Must-Ski Run: Right off Summit chair, Ignitor has a good fall-line pitch and should be your go-to first run on a powder day. Stay to skier’s left if you want to catch air – just don’t wipe out or you’ll get heckled hard from everybody on the chairlift watching you.
Revelstoke Mountain Resort [Revelstoke]
For decades, heli- and cat-skiers from across the globe flocked to Revelstoke, BC, attracted by its perfect powder, varied alpine terrain, and quaint mountain community of just 8,000 residents. While still surrounded by those legendary heli- and cat-skiing operations, the resort offers the most lift-accessed vertical terrain in North America – a whopping 5,620 feet – across more than 3,000 acres on Mount Mackenzie.

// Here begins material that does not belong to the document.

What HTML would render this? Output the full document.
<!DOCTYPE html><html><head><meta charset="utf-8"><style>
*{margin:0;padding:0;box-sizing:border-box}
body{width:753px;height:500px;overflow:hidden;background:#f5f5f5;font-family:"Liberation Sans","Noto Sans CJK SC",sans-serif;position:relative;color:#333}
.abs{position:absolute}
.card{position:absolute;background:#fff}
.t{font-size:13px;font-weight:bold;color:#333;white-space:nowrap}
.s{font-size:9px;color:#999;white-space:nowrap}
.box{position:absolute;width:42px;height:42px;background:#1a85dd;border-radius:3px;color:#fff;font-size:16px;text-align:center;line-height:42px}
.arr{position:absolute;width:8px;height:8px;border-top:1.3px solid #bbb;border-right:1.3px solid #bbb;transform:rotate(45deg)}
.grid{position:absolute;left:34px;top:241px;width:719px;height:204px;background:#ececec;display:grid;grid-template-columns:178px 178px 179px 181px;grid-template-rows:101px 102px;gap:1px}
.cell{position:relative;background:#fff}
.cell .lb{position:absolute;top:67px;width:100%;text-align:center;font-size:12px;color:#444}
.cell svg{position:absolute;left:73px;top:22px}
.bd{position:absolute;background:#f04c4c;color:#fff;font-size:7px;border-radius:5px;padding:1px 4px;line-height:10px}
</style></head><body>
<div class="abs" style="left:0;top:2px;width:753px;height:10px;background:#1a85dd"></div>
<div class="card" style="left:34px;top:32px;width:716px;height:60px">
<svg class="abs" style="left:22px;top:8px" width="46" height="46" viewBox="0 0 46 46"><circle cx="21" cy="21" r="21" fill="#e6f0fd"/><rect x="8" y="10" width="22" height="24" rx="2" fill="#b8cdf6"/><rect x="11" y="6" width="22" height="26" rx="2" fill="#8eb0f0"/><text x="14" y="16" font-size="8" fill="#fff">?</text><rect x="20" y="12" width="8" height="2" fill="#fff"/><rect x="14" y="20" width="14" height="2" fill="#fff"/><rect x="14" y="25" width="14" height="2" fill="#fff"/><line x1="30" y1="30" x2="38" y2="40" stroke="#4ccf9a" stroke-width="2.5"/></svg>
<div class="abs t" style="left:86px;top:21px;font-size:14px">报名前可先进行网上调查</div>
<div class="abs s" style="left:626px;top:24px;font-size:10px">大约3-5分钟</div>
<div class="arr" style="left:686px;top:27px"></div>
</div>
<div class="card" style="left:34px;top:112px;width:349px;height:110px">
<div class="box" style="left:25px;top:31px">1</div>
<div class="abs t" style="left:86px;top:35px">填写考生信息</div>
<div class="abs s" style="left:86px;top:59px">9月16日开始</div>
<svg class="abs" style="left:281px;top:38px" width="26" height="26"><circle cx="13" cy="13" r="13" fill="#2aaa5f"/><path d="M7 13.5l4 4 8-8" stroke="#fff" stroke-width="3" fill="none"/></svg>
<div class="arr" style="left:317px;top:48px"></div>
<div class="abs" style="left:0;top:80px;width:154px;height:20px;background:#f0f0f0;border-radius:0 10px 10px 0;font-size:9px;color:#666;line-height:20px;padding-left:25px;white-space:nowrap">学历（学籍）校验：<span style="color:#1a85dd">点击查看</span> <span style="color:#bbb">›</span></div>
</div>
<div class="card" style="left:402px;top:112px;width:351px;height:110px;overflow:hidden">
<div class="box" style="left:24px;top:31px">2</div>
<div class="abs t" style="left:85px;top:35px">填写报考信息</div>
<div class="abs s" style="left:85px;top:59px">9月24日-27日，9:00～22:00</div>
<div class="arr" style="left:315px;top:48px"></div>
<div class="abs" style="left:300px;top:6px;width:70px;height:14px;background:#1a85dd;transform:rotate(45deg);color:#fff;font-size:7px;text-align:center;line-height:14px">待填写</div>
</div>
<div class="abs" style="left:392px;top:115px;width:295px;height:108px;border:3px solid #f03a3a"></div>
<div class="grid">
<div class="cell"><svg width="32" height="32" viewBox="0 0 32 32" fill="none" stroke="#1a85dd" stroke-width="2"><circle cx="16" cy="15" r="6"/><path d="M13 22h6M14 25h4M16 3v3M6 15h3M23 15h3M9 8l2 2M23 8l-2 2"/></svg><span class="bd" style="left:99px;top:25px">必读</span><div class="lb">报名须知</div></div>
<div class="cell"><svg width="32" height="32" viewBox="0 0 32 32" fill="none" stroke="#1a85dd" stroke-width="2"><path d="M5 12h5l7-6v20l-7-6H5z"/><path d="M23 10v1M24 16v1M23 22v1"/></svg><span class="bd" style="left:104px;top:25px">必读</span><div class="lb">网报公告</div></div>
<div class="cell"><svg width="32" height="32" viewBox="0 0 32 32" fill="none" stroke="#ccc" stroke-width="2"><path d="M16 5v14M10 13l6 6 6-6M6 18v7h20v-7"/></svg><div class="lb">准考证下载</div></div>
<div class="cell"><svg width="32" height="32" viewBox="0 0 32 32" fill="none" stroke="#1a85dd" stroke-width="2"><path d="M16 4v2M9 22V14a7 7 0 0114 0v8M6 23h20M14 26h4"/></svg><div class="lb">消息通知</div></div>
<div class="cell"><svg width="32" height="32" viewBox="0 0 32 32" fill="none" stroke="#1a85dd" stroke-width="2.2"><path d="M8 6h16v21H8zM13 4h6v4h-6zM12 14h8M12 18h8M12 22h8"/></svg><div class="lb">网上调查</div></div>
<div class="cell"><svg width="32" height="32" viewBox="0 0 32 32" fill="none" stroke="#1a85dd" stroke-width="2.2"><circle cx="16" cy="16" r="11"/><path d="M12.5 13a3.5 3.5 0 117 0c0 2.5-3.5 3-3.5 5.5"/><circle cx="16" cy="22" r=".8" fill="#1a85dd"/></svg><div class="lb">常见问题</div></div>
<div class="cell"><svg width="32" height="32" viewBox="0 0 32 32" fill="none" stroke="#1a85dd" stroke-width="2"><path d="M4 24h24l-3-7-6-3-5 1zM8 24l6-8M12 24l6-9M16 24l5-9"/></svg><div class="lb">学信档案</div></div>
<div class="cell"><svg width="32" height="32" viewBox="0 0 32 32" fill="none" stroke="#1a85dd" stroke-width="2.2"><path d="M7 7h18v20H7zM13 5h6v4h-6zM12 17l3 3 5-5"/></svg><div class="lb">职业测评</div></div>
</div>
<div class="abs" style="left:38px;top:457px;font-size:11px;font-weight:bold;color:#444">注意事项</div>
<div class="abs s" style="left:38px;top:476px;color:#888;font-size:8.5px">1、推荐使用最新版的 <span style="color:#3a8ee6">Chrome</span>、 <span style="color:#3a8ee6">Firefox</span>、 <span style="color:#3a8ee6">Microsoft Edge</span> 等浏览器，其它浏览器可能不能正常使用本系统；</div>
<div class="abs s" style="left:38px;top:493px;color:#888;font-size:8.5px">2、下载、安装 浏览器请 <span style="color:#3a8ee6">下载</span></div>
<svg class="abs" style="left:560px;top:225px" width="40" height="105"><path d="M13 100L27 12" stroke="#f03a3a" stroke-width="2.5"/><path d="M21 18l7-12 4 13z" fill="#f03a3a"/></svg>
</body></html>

Discover four high alpine bowls and 69 named runs, not to mention the 515,000 acres of terrain accessed by helicopters and snowcats.
Must-Ski Run: Kill the Banker, underneath the gondola, is one of the most fun runs. There are a ton of pillows and bumps and jumps. Hit this one first.

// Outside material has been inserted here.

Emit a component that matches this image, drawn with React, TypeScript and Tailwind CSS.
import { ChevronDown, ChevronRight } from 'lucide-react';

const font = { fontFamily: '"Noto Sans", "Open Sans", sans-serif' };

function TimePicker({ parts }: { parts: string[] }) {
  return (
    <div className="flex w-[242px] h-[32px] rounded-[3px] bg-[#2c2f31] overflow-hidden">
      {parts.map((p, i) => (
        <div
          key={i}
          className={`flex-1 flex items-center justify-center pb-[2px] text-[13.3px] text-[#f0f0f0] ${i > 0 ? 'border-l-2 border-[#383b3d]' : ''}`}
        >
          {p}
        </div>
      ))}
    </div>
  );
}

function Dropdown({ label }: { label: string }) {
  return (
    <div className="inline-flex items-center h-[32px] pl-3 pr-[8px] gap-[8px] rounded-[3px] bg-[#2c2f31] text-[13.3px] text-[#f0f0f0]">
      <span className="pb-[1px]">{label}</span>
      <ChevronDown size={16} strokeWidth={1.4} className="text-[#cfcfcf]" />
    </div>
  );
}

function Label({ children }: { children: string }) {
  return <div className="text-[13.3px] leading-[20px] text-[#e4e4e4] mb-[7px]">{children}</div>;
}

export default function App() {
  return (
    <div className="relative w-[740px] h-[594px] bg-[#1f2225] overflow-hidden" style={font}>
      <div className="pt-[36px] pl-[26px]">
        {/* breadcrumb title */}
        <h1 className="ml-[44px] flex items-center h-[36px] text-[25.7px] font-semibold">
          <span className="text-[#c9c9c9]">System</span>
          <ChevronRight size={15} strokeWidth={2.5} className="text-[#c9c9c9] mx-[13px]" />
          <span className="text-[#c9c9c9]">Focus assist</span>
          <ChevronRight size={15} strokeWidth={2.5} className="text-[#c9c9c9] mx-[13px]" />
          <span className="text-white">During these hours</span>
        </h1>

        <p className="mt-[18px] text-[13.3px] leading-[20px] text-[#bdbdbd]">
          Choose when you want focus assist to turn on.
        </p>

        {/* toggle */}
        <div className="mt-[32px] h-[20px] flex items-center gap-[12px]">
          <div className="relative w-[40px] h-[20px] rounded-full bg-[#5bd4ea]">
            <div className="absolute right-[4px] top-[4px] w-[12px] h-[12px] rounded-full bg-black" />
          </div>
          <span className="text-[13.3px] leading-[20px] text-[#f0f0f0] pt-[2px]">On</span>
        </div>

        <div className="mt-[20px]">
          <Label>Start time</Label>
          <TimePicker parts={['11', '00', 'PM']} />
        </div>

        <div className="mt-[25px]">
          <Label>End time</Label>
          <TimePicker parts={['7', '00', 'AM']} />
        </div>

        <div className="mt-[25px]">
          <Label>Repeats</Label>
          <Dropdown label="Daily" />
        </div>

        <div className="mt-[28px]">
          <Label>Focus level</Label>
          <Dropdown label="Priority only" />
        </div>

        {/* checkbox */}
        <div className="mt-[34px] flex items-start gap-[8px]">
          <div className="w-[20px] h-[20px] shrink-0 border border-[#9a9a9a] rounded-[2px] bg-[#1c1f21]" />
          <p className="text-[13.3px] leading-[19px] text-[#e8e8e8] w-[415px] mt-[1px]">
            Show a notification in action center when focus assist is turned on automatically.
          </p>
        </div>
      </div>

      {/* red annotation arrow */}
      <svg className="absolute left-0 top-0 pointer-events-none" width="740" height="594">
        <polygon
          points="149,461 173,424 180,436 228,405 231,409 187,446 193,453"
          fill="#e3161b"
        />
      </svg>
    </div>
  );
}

Best Après: Rockford, right at the base of the gondola, has great food. There’s nothing like a big, warm bowl of Asian soup after a day of skiing.
Fernie Alpine Resort [Fernie]
Known for its annual snowfall (up to 37 feet, enough to cover a three-story building), Fernie is a mountain that strikes the perfect balance of being somewhat undiscovered and being developed. Skiers and riders – a unique mix of powder hounds and families – discover a variety of terrain on 142 trails, five vast alpine bowls that spill down from a serrated limestone ridge, and a top elevation of 7,000 feet and 2,500 acres.
Must-Ski Run: Currie Bowl – one of the mountain’s five bowls – is set on a north-facing slope that holds snow well for long runs with lots of secret powder stashes.